Python and IBM DB2: UnicodeDecodeError

Question

I'm getting this error message

UnicodeDecodeError: 'ascii' codec can't decode byte 0xc8 in position 38: ordinal not in range(128)

when I try to execute any sql query in Python, like this one:

>>> import ibm_db
>>> conn = ibm_db.connect("sample","root","root")
>>> ibm_db.exec_immediate(conn, "select * from act")

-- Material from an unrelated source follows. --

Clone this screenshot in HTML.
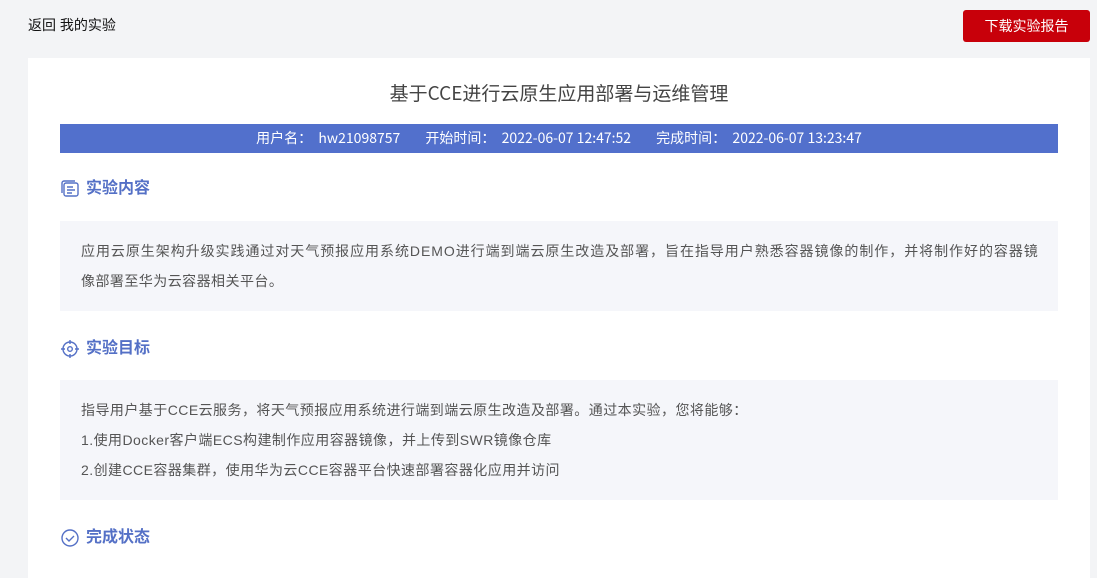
<!DOCTYPE html>
<html><head><meta charset="utf-8"><style>
*{margin:0;padding:0;box-sizing:border-box}
body{width:1097px;height:558px;overflow:hidden;background:#f3f4f6;font-family:"Liberation Sans","Noto Sans CJK SC",sans-serif;position:relative}
.back{position:absolute;left:28px;top:15px;font-size:14px;line-height:20px;color:#111}
.btn{position:absolute;left:963px;top:10px;width:127px;height:32px;background:#c8000a;border-radius:3px;color:#fff;font-size:14px;text-align:center;line-height:32px}
.card{position:absolute;left:28px;top:58px;width:1062px;height:520px;background:#fff}
.title{position:absolute;left:0;width:1062px;top:22px;line-height:26px;text-align:center;font-size:19px;color:#444;font-family:"Noto Sans CJK SC",sans-serif}
.bar{position:absolute;left:32px;top:66px;width:998px;height:29px;background:#5270cc;color:#fff;font-size:14px;text-align:center;line-height:29px;white-space:pre;font-family:"Noto Sans CJK SC",sans-serif}
.h{position:absolute;left:32px;font-size:16px;line-height:20px;font-weight:bold;color:#5470c6;display:flex;align-items:center}
.h svg{margin-right:6px}
.box{position:absolute;left:32px;width:998px;background:#f5f6fa;font-size:14px;color:#555;padding:0 0 0 21px;line-height:30px;letter-spacing:0.45px;white-space:nowrap}
</style></head><body>
<div class="back">返回 我的实验</div>
<div class="btn">下载实验报告</div>
<div class="card">
<div class="title">基于CCE进行云原生应用部署与运维管理</div>
<div class="bar">用户名：  hw21098757        开始时间：  2022-06-07 12:47:52        完成时间：  2022-06-07 13:23:47</div>
<div class="h" style="top:121px"><svg width="20" height="20" viewBox="0 0 20 20" fill="none" stroke="#5470c6" stroke-width="1.4"><rect x="4" y="4" width="14" height="13" rx="2"/><path d="M2 14V4a2 2 0 0 1 2-2h11"/><path d="M7 8h6M7 11h8M7 14h5"/></svg>实验内容</div>
<div class="box" style="top:163px;height:90px;padding-top:15px"><span style="letter-spacing:0.95px">应用云原生架构升级实践通过对天气预报应用系统DEMO进行端到端云原生改造及部署，旨在指导用户熟悉容器镜像的制作，并将制作好的容器镜</span><br>像部署至华为云容器相关平台。</div>
<div class="h" style="top:281px"><svg width="20" height="20" viewBox="0 0 20 20" fill="none" stroke="#5470c6" stroke-width="1.4"><circle cx="10" cy="10" r="7"/><circle cx="10" cy="10" r="2.3"/><path d="M10 1v4M10 15v4M1 10h4M15 10h4"/></svg>实验目标</div>
<div class="box" style="top:322px;height:120px;padding-top:15px">指导用户基于CCE云服务，将天气预报应用系统进行端到端云原生改造及部署。通过本实验，您将能够：<br>1.使用Docker客户端ECS构建制作应用容器镜像，并上传到SWR镜像仓库<br>2.创建CCE容器集群，使用华为云CCE容器平台快速部署容器化应用并访问</div>
<div class="h" style="top:470px"><svg width="20" height="20" viewBox="0 0 20 20" fill="none" stroke="#5470c6" stroke-width="1.4"><circle cx="10" cy="10" r="8"/><path d="M6 10l3 3 5-5"/></svg>完成状态</div>
</div>
</body></html>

I checked default encoding and it seems to be 'utf8':

>>> import sys
>>> sys.getdefaultencoding()
'utf-8'

I also know about this thread, where people are discussing quite a similar problem. One of the advices is:

Have you applied the required database PTFs (SI57014 and SI57015 for 7.1 and SI57146 and SI57147 for 7.2)? They are included as a distreq, so they should have been in the order with your PTFs, but won't be automatically applied.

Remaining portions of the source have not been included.